The American army gained a great victory at Churubusco. Four thousand Mexicans were killed or wounded; those casualties plus prisoners and other missing whittled down Santa Anna’s strength by one-third. Captures included eight generals and thirty-seven cannons. But the cost of victory was far from cheap for the Americans: sixteen officers and 139 enlisted men were killed, while sixty officers and 816 rank-and-file were wounded.
But the last barrier on the road to Mexico City had been smashed.
The fate of the survivors of the San Patricio Battalion was soon determined. Eight-pound, 3-prong iron collars were riveted around their necks, and they were held under heavy guard for a court martial. In a fair trial, they were convicted and given sentences that were strictly in accordance with the military laws of the period, though Mexicans fumed that the punishment was Gringo barbarism. Riley and others, who had deserted before the commencement of hostilities, were ordered to be whipped and branded. The remaining fifty San Patricios were condemned to be hanged for desertion in time of war.
Ex-Sergeant Riley, who was lashed and branded with a “D” for deserter, would labor as a convict as long as the army remained in Mexico. Then, head shaved and buttons stripped from the uniform he had dishonored, he was drummed out of camp while fifes piped the “Rogue’s March.”
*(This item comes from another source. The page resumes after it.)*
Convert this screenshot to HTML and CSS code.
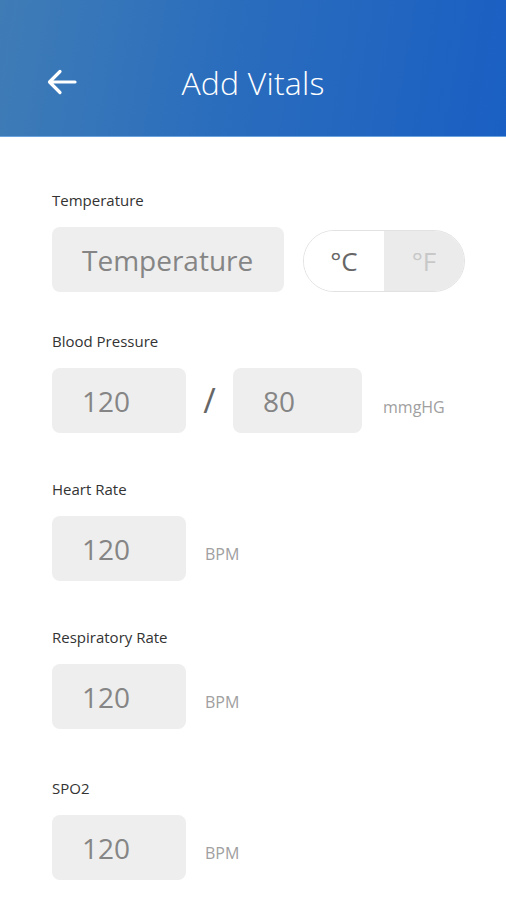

One group of the deserters who had been condemned to death was executed soon after their trial. Riley and the others who had been spared were forced to dig their graves. Then the condemned men, nooses around their necks, were placed in carts which were driven out from under long gallows. The rest of the condemned men were held until the American army made its final assault on Mexico City.
Today in a suburb of Mexico City stands a cross in memory of the San Patricio Battalion. It is marked with a gamecock, symbol of their bravery - with dice, token of their gamble with fate - and with an emblem of the stake they risked: the skull and crossbones of death.